On July 11, Judge Paul Grimm of the U.S. District Court for Maryland ruled in a lawsuit filed by anti-tobacco groups that the regulatory agency had exceeded its authority in allowing electronic nicotine-delivery systems (ENDS) to remain on the market until 2022 before companies applied for regulatory approval.
“Given the uncertainty in the efficacy of e-cigarettes as smoking cessation devices, the overstated effects that a shorter deadline may have on manufacturers, the industry’s recalcitrance, the continued availability of e-cigarettes and their acknowledged appeal to youth, and the clear public health emergency, I find that a deadline is necessary,” Grimm wrote. “I will impose a ten-month deadline for submissions and a one-year deadline for approval as the FDA suggested.”
Attorneys for the plaintiffs asked the court to rule that applications for marketing orders be filed within 120 days of issuance of the “court’s order, and products for which applications have not been filed within this period shall be subject to FDA enforcement actions.” The plaintiffs also asked that “products for which applications have been timely filed may remain on the market without being subject to FDA enforcement actions for a period not to exceed one year from the date of application while [the] FDA considers the application.”
The defendants stated that the four-month deadline was not feasible, and Grimm agreed, writing that the “10-month deadline for applications would be more reasonable than the four-month deadline, allowing sufficient time for application submissions that present the information that the FDA needs to assess the e-cigarette products” while not delaying longer than required.
Grimm ordered the following, which was filed on July 12, 2019:
- The FDA shall require that, for new tobacco products on the market as of the Aug. 8, 2016 effective date of the deeming rule (“new products”), applications for marketing orders must be filed within 10 months of the date of this memorandum opinion and order.
- New products for which applications have not been filed within this period shall be subject to FDA enforcement actions in the FDA’s discretion.
- New products for which applications have been timely filed may remain on the market without being subject to FDA enforcement actions for a period not to exceed one year from the date of application while the FDA considers the application.
- The FDA shall have the ability to exempt new products from filing requirements for good cause on a case-by-case basis.
Companies are claiming that the shear cost of the PMTA will force numerous businesses to close (see “All Hands on Deck”).

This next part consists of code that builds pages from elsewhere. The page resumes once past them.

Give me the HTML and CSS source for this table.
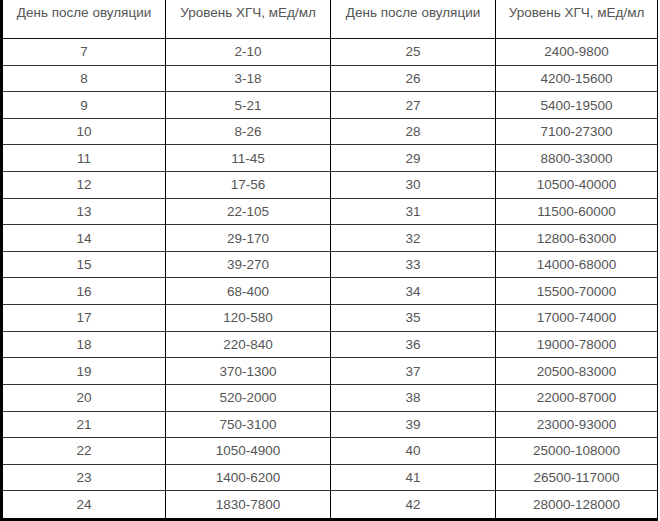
FILE: index.html
```html
<!DOCTYPE html>
<html lang="ru">
<head>
<meta charset="utf-8">
<link rel="stylesheet" href="styles.css">
</head>
<body>
<div class="table">
  <div class="cell head">День после овуляции</div>
  <div class="cell head">Уровень ХГЧ, мЕд/мл</div>
  <div class="cell head">День после овуляции</div>
  <div class="cell head">Уровень ХГЧ, мЕд/мл</div>

  <div class="cell">7</div><div class="cell">2-10</div><div class="cell">25</div><div class="cell">2400-9800</div>
  <div class="cell">8</div><div class="cell">3-18</div><div class="cell">26</div><div class="cell">4200-15600</div>
  <div class="cell">9</div><div class="cell">5-21</div><div class="cell">27</div><div class="cell">5400-19500</div>
  <div class="cell">10</div><div class="cell">8-26</div><div class="cell">28</div><div class="cell">7100-27300</div>
  <div class="cell">11</div><div class="cell">11-45</div><div class="cell">29</div><div class="cell">8800-33000</div>
  <div class="cell">12</div><div class="cell">17-56</div><div class="cell">30</div><div class="cell">10500-40000</div>
  <div class="cell">13</div><div class="cell">22-105</div><div class="cell">31</div><div class="cell">11500-60000</div>
  <div class="cell">14</div><div class="cell">29-170</div><div class="cell">32</div><div class="cell">12800-63000</div>
  <div class="cell">15</div><div class="cell">39-270</div><div class="cell">33</div><div class="cell">14000-68000</div>
  <div class="cell">16</div><div class="cell">68-400</div><div class="cell">34</div><div class="cell">15500-70000</div>
  <div class="cell">17</div><div class="cell">120-580</div><div class="cell">35</div><div class="cell">17000-74000</div>
  <div class="cell">18</div><div class="cell">220-840</div><div class="cell">36</div><div class="cell">19000-78000</div>
  <div class="cell">19</div><div class="cell">370-1300</div><div class="cell">37</div><div class="cell">20500-83000</div>
  <div class="cell">20</div><div class="cell">520-2000</div><div class="cell">38</div><div class="cell">22000-87000</div>
  <div class="cell">21</div><div class="cell">750-3100</div><div class="cell">39</div><div class="cell">23000-93000</div>
  <div class="cell">22</div><div class="cell">1050-4900</div><div class="cell">40</div><div class="cell">25000-108000</div>
  <div class="cell">23</div><div class="cell">1400-6200</div><div class="cell">41</div><div class="cell">26500-117000</div>
  <div class="cell last">24</div><div class="cell last">1830-7800</div><div class="cell last">42</div><div class="cell last">28000-128000</div>
</div>
</body>
</html>
```
FILE: styles.css
```css
html, body {
  margin: 0;
  padding: 0;
  background: #fff;
}

.table {
  box-sizing: border-box;
  width: 658px;
  height: 521px;
  border-left: 3px solid #000;
  border-bottom: 3px solid #000;
  display: grid;
  grid-template-columns: 163px 165px 165px 162px;
  grid-template-rows: 39px repeat(18, 1fr);
  font-family: "Liberation Sans", Arial, sans-serif;
  font-size: 13.5px;
  color: #555;
}

.cell {
  box-sizing: border-box;
  border-right: 1px solid #000;
  border-bottom: 1px solid #333;
  display: flex;
  align-items: center;
  justify-content: center;
  white-space: nowrap;
}

.cell.head {
  align-items: flex-start;
  padding-top: 5px;
  border-bottom-color: #111;
}

.cell.last {
  border-bottom: none;
}
```
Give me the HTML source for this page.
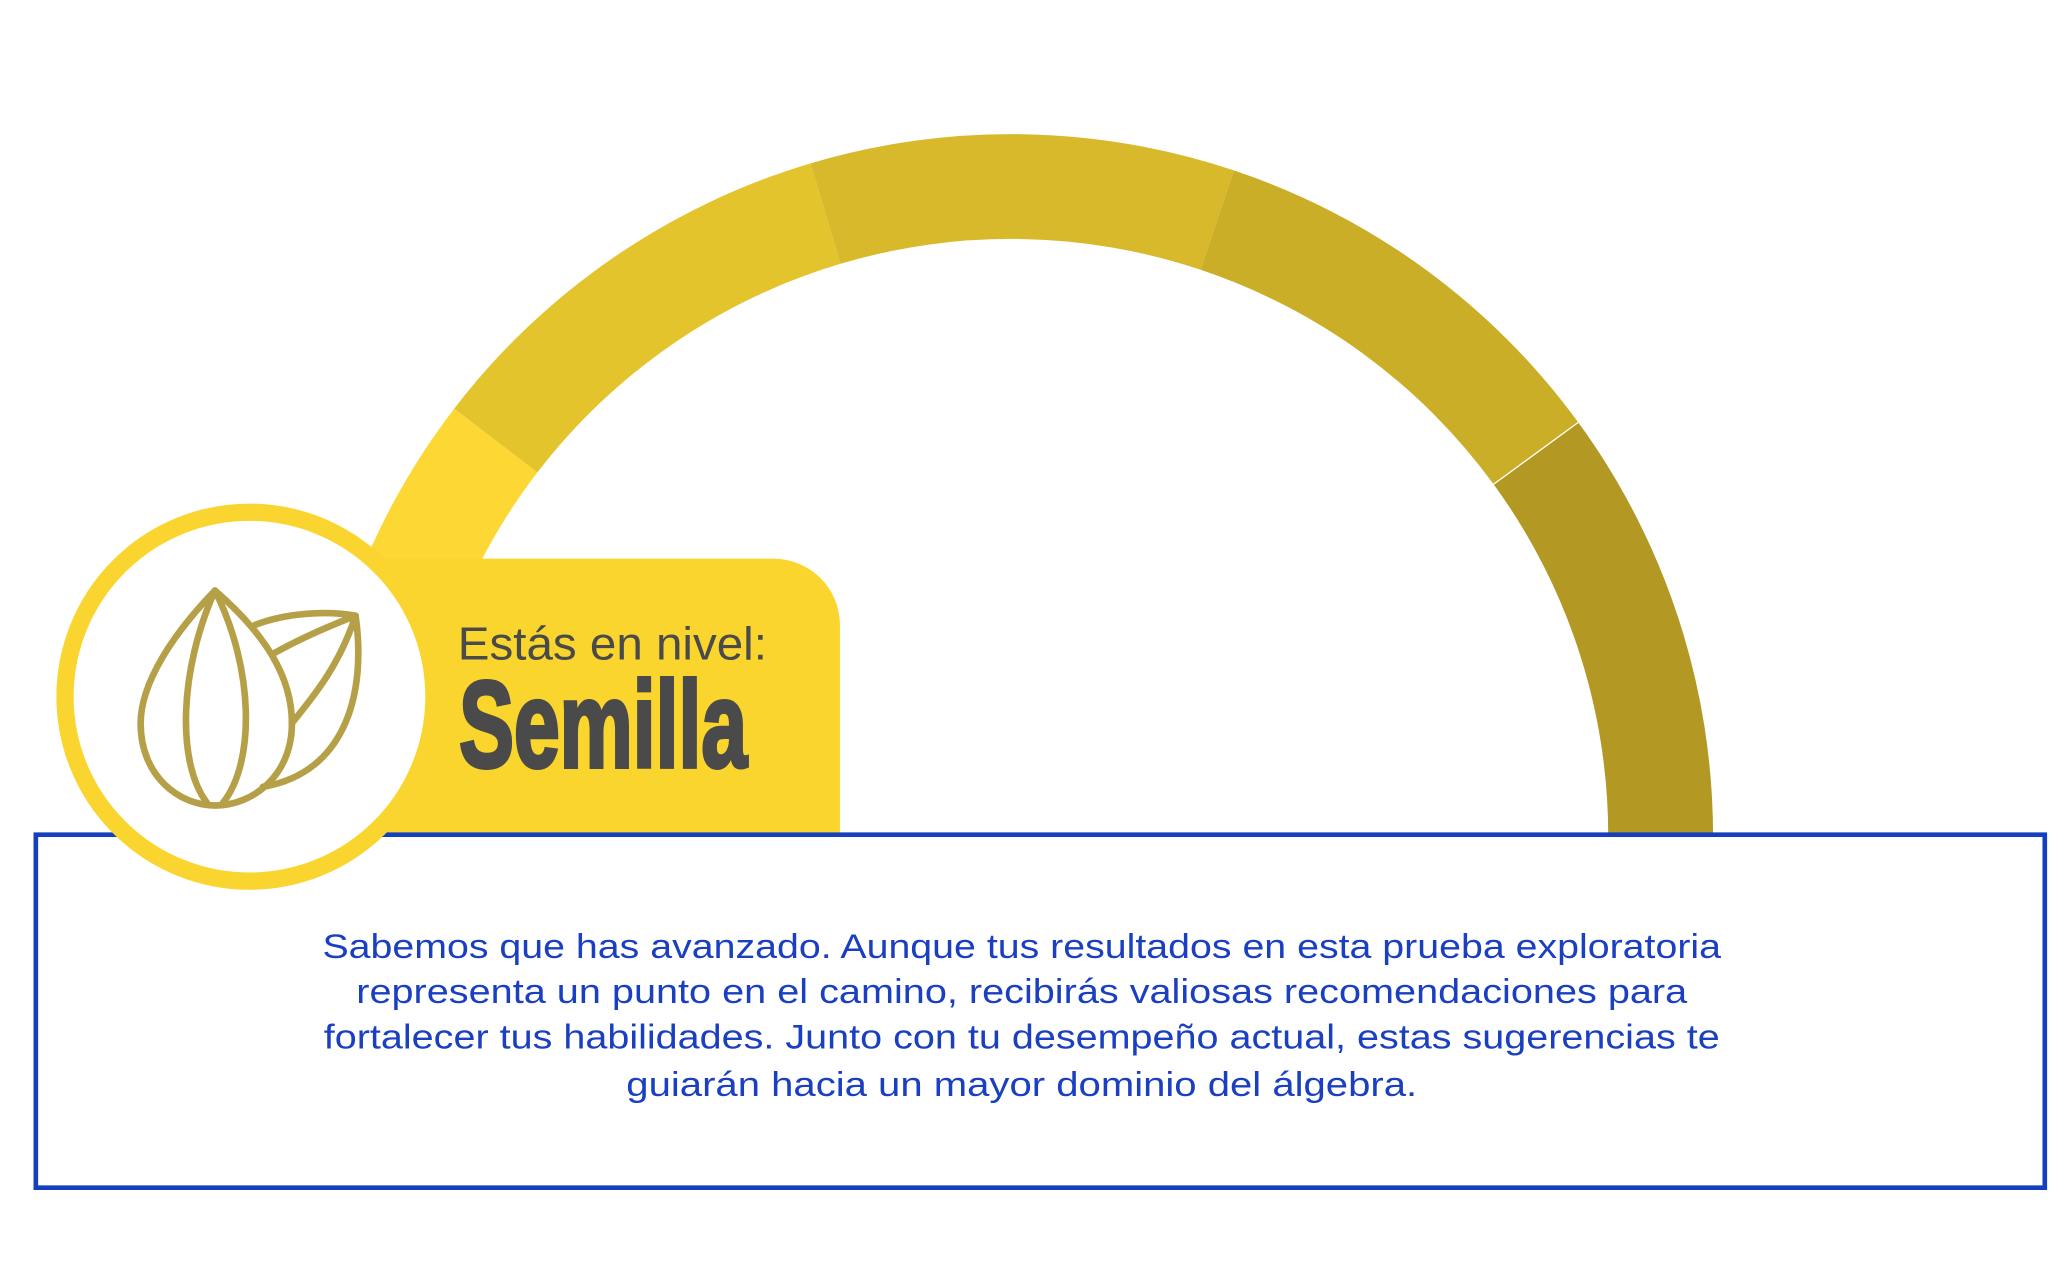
<!DOCTYPE html>
<html><head><meta charset="utf-8"><style>
html,body{margin:0;padding:0;background:#fff;}
svg{display:block}
</style></head><body>
<svg width="2070" height="1262" viewBox="0 0 1560 951" preserveAspectRatio="none" xmlns="http://www.w3.org/2000/svg">
<rect width="1560" height="951" fill="#fff"/>
<path d="M233,630 A529,529 0 0 1 342.3,307.9 L405,356 A450,450 0 0 0 312,630 Z" fill="#FDD835"/>
<path d="M342.3,307.9 A529,529 0 0 1 610.9,123.1 L633.4,198.8 A450,450 0 0 0 405,356 Z" fill="#E3C42C"/>
<path d="M610.9,123.1 A529,529 0 0 1 929.9,128.4 L904.8,203.3 A450,450 0 0 0 633.4,198.8 Z" fill="#D8B92B"/>
<path d="M929.9,128.4 A529,529 0 0 1 1189.4,318.3 L1125.6,364.9 A450,450 0 0 0 904.8,203.3 Z" fill="#CAAE28"/>
<path d="M1189.4,318.3 A529,529 0 0 1 1291,630 L1212,630 A450,450 0 0 0 1125.6,364.9 Z" fill="#B39824"/>
<line x1="1189.4" y1="318.3" x2="1125.6" y2="364.9" stroke="#fff" stroke-width="1"/>
<path d="M290,421 H583 A50,50 0 0 1 633,471 V630 H290 Z" fill="#F9D52E"/>
<rect x="27" y="629" width="1514" height="266" fill="#fff" stroke="#1440C0" stroke-width="3.5"/>
<circle cx="188" cy="525" r="139" fill="#fff" stroke="#FAD530" stroke-width="13"/>
<g fill="none" stroke="#B5A048" stroke-width="5" stroke-linejoin="round" stroke-linecap="round">
<path d="M162,445 C130,478 106,515 106,545 C106,585 135,607 162,607 C190,607 220,585 220,545 C220,510 200,478 162,445 Z"/>
<path d="M162,445 C135,505 133,575 156,605 M162,445 C192,505 192,575 168,605"/>
<path d="M192,471 C215,462 245,460 268,464 C276,520 262,582 198,593"/>
<path d="M268,464 Q232,478 207,492"/>
<path d="M268,464 C256,500 240,520 220,545"/>
</g>
<text x="345" y="497" font-family="Liberation Sans, sans-serif" font-size="35" fill="#4a4a4a" textLength="233" lengthAdjust="spacingAndGlyphs">Estás en nivel:</text>
<text x="346" y="578" font-family="Liberation Sans, sans-serif" font-weight="bold" font-size="92" fill="#4a4a4a" stroke="#4a4a4a" stroke-width="3" textLength="217" lengthAdjust="spacingAndGlyphs">Semilla</text>
<g font-family="Liberation Sans, sans-serif" font-size="26" fill="#1a3fc0" text-anchor="middle">
<text x="770" y="722" textLength="1054" lengthAdjust="spacingAndGlyphs">Sabemos que has avanzado. Aunque tus resultados en esta prueba exploratoria</text>
<text x="770" y="756" textLength="1003" lengthAdjust="spacingAndGlyphs">representa un punto en el camino, recibirás valiosas recomendaciones para</text>
<text x="770" y="790" textLength="1052" lengthAdjust="spacingAndGlyphs">fortalecer tus habilidades. Junto con tu desempeño actual, estas sugerencias te</text>
<text x="770" y="826" textLength="596" lengthAdjust="spacingAndGlyphs">guiarán hacia un mayor dominio del álgebra.</text>
</g>
</svg>
</body></html>
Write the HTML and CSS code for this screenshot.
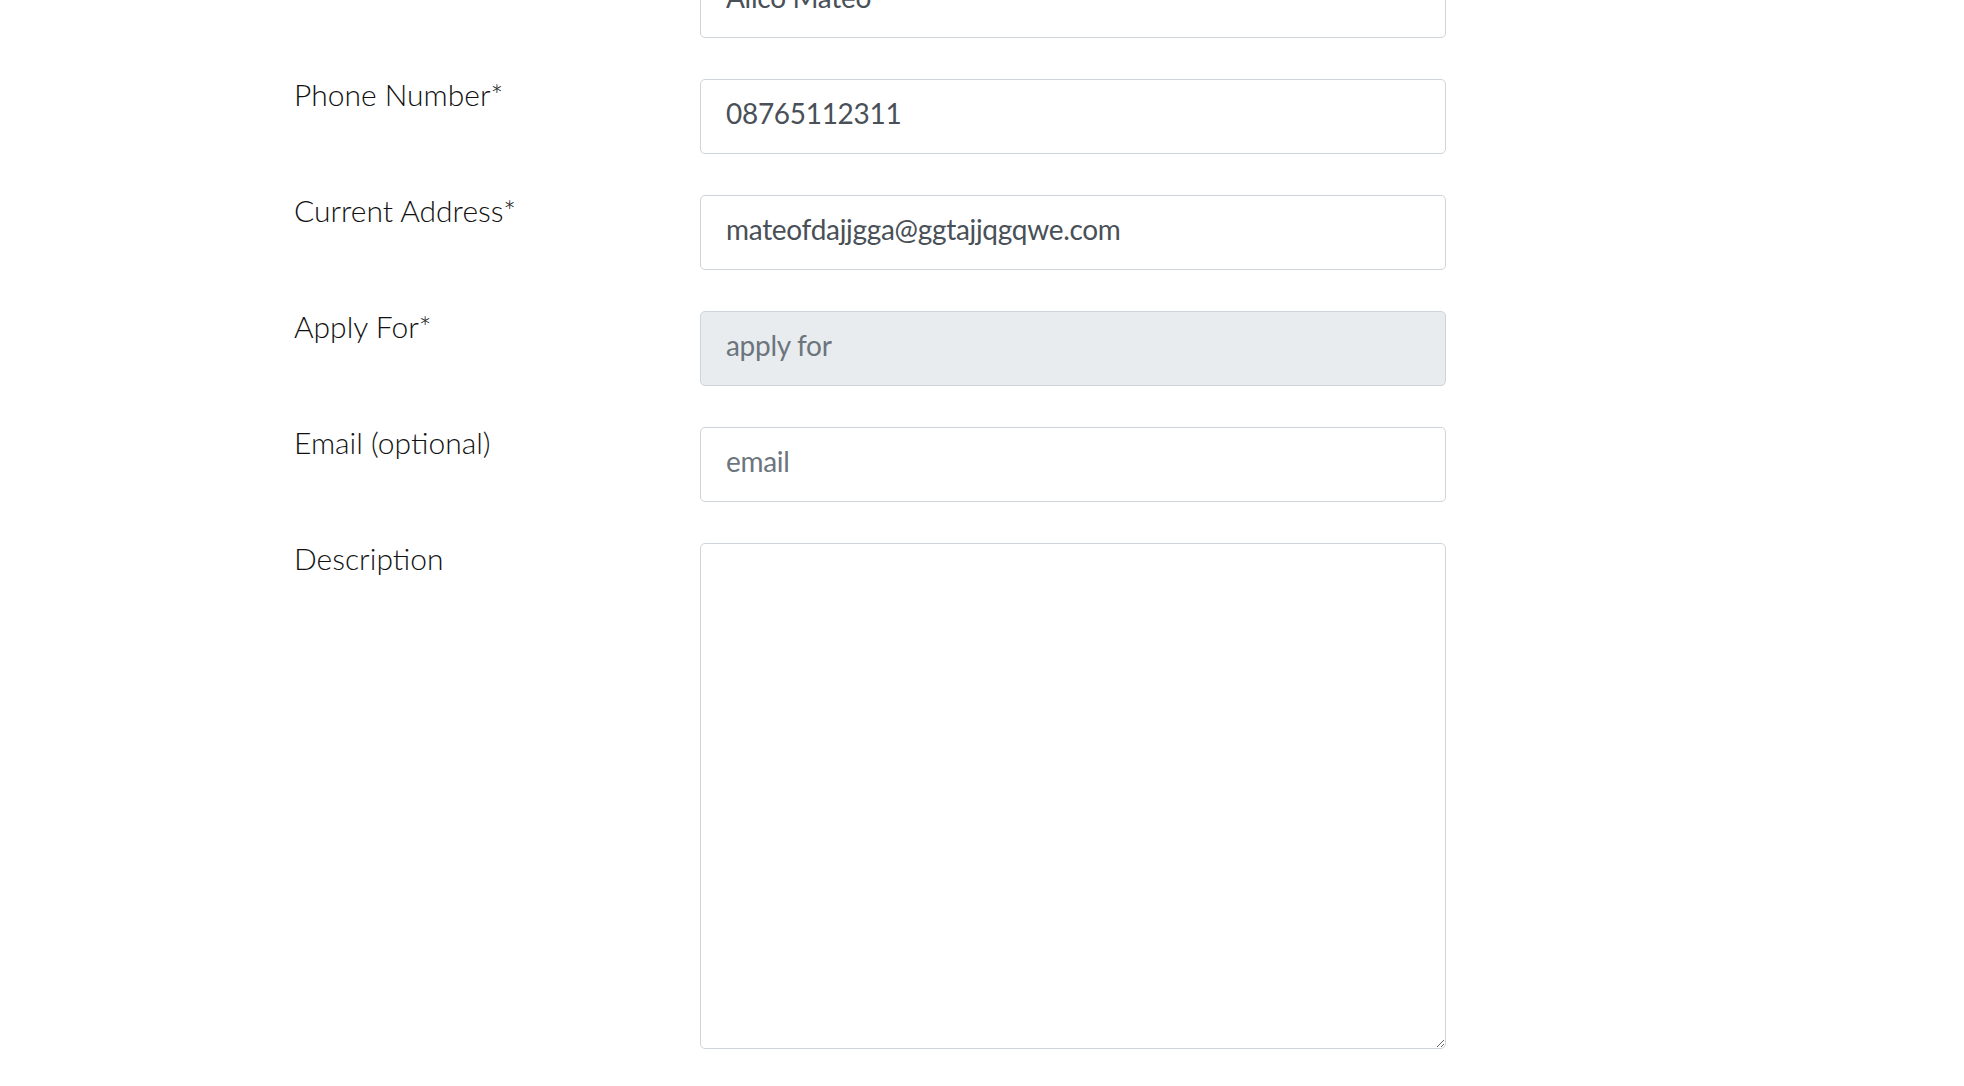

Some companies have estimated a single PMTA to cost millions of dollars, if not tens of millions of dollars. The FDA estimates that a PMTA should cost companies somewhere “in the low to mid hundreds of thousands of dollars (around $117,000 to around $466,000)—not in the millions of dollars described by some others.”
The agency also states that over time, as manufacturers become more experienced and relevant research develops, “the FDA expects many efficiencies to lower the average costs of premarket review. For example, we expect that manufacturers’ costs will be dramatically lowered by the bundling of applications for similar products, by reliance on tobacco product master files and by [the] bridging of data from one product to another.”